Methodology

The Market Opportunity Engine joins three federal datasets and produces a transparent opportunity score per ZIP code (ZCTA) per business type. There are no black-box weights — every input and subscore is visible in the rankings table.

Data sources

Census ACS 5-year estimates — population, age, income, housing, household composition.
Census County Business Patterns (CBP) ZIP detail — establishment counts by NAICS industry code at the ZIP level.
Census County Business Patterns (CBP) county — same, at county level. Used as a fallback when ZIP-level data is suppressed.
Census TIGER/Line — geographic boundaries and ZCTA→county crosswalk.

Scoring formula

Demand (per ZCTA)

pop_score — log-scaled population, 0 below 1,000, 1 at 50,000+.
income_fit — 0 below the business type's income floor, 1 at its ideal income, linear in between.
age_fit — tent function peaking at the business type's ideal age, dropping to 0 at ±tolerance years.
demand_score = 0.4·pop_score + 0.4·income_fit + 0.2·age_fit

Supply (per ZCTA)

observed_count — sum of establishments matching this business type's NAICS codes from CBP ZIP detail.
county_density_per_10k — county-wide establishments / 10k residents (used when ZIP data is missing).
estimated_per_10k — final density used for scoring: observed when available, county fallback otherwise.
supply_source — observed, county_fallback, or no_data.
supply_score — percentile rank of estimated_per_10k across populated ZCTAs (0 = least competition, 1 = most).

Composite

opportunity_score = demand_score − 0.5 × supply_score

Why county fallback exists

CBP suppresses entire NAICS rows at the ZIP level when revealing them would expose individual businesses.
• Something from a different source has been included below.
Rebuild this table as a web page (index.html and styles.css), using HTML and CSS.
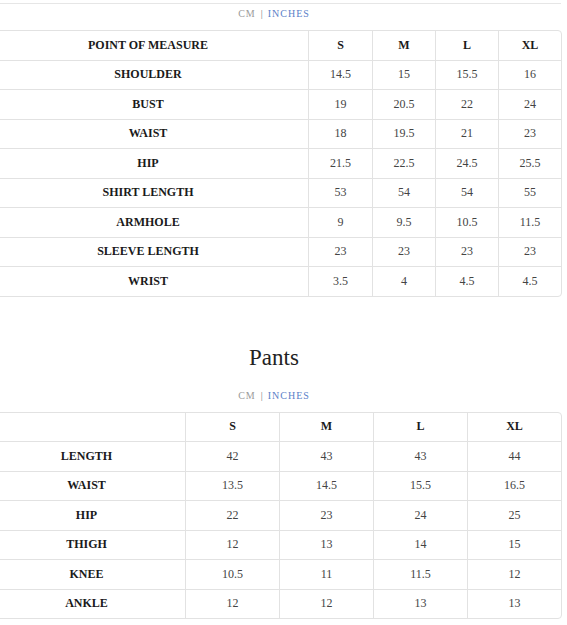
FILE: index.html
```html
<!DOCTYPE html>
<html>
<head>
<meta charset="utf-8">
<link rel="stylesheet" href="styles.css">
</head>
<body>
<div class="page">
  <div class="rule"></div>
  <div class="units units-first"><span class="cm">CM</span><span class="sep">|</span><span class="inches">INCHES</span></div>
  <table class="chart chart-top">
    <colgroup><col class="c-label-wide"><col class="c-s"><col class="c-m"><col class="c-m"><col class="c-m"></colgroup>
    <tr class="head"><th>POINT OF MEASURE</th><th>S</th><th>M</th><th>L</th><th>XL</th></tr>
    <tr><th>SHOULDER</th><td>14.5</td><td>15</td><td>15.5</td><td>16</td></tr>
    <tr><th>BUST</th><td>19</td><td>20.5</td><td>22</td><td>24</td></tr>
    <tr><th>WAIST</th><td>18</td><td>19.5</td><td>21</td><td>23</td></tr>
    <tr><th>HIP</th><td>21.5</td><td>22.5</td><td>24.5</td><td>25.5</td></tr>
    <tr><th>SHIRT LENGTH</th><td>53</td><td>54</td><td>54</td><td>55</td></tr>
    <tr><th>ARMHOLE</th><td>9</td><td>9.5</td><td>10.5</td><td>11.5</td></tr>
    <tr><th>SLEEVE LENGTH</th><td>23</td><td>23</td><td>23</td><td>23</td></tr>
    <tr><th>WRIST</th><td>3.5</td><td>4</td><td>4.5</td><td>4.5</td></tr>
  </table>

  <h2 class="title">Pants</h2>
  <div class="units"><span class="cm">CM</span><span class="sep">|</span><span class="inches">INCHES</span></div>
  <table class="chart chart-pants">
    <colgroup><col class="p-label"><col class="p-size"><col class="p-size"><col class="p-size"><col class="p-size"></colgroup>
    <tr class="head"><th></th><th>S</th><th>M</th><th>L</th><th>XL</th></tr>
    <tr><th>LENGTH</th><td>42</td><td>43</td><td>43</td><td>44</td></tr>
    <tr><th>WAIST</th><td>13.5</td><td>14.5</td><td>15.5</td><td>16.5</td></tr>
    <tr><th>HIP</th><td>22</td><td>23</td><td>24</td><td>25</td></tr>
    <tr><th>THIGH</th><td>12</td><td>13</td><td>14</td><td>15</td></tr>
    <tr><th>KNEE</th><td>10.5</td><td>11</td><td>11.5</td><td>12</td></tr>
    <tr><th>ANKLE</th><td>12</td><td>12</td><td>13</td><td>13</td></tr>
  </table>
</div>
</body>
</html>
```

FILE: styles.css
```css
html, body {
  margin: 0;
  padding: 0;
  background: #ffffff;
  overflow: hidden;
}

body {
  font-family: "Liberation Serif", "DejaVu Serif", serif;
  color: #333;
}

.page {
  margin-left: -13px;
  width: 574px;
}

.rule {
  height: 3px;
  border-bottom: 1px solid #e6e6e6;
}

.units {
  text-align: center;
  font-family: "Liberation Serif", "DejaVu Serif", serif;
  font-size: 10px;
  line-height: 12px;
  letter-spacing: 1px;
  padding-bottom: 10px;
}

.units-first {
  padding-top: 4px;
}

.units .cm {
  color: #9a9a9a;
}

.units .sep {
  color: #777;
  margin: 0 4px 0 5px;
}

.units .inches {
  color: #5a80c8;
}

.chart {
  width: 574px;
  table-layout: fixed;
  border-collapse: separate;
  border-spacing: 0;
  border: 1px solid #e2e2e2;
  border-radius: 4px;
  font-family: "Liberation Serif", "DejaVu Serif", serif;
  font-size: 12px;
}

.c-label-wide { width: 320px; }
.c-s { width: 64px; }
.c-m { width: 63px; }

.p-label { width: 197px; }
.p-size { width: 94px; }

.chart th,
.chart td {
  height: 28.5px;
  padding: 0;
  text-align: center;
  vertical-align: middle;
  border-top: 1px solid #e2e2e2;
  border-left: 1px solid #e2e2e2;
}

.chart tr:first-child th,
.chart tr:first-child td {
  border-top: none;
}

.chart th:first-child {
  border-left: none;
}

.chart th {
  font-weight: bold;
  color: #1a1a1a;
}

.chart td {
  font-weight: normal;
  color: #444;
}

.title {
  margin: 47px 0 18px;
  text-align: center;
  font-family: "Liberation Serif", "DejaVu Serif", serif;
  font-weight: normal;
  font-size: 23px;
  line-height: 28px;
  color: #222;
}
```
For narrow industry codes, this creates massive false-zero gaps — we observed ~80% of ZCTAs reporting zero gyms when reality is closer to 50%. County-level CBP has far less suppression because counties are larger and individual businesses harder to identify, so we substitute the county's per-capita rate when ZIP-level data is missing.

Known limitations

No service-area awareness. Adjacent ZCTAs share customers but the engine treats each in isolation.
National supply baseline. Comparing dense urban ZCTAs to rural ones doesn't fully account for context.
NAICS coverage. Some businesses span multiple NAICS codes; the engine matches a curated list per type, not every possible code.
Median age is coarse. Daycare scoring would benefit from under-5 population brackets, not median age. (Coming.)
No housing/family weighting yet. HVAC scoring should weight housing age; daycare should weight households-with-kids.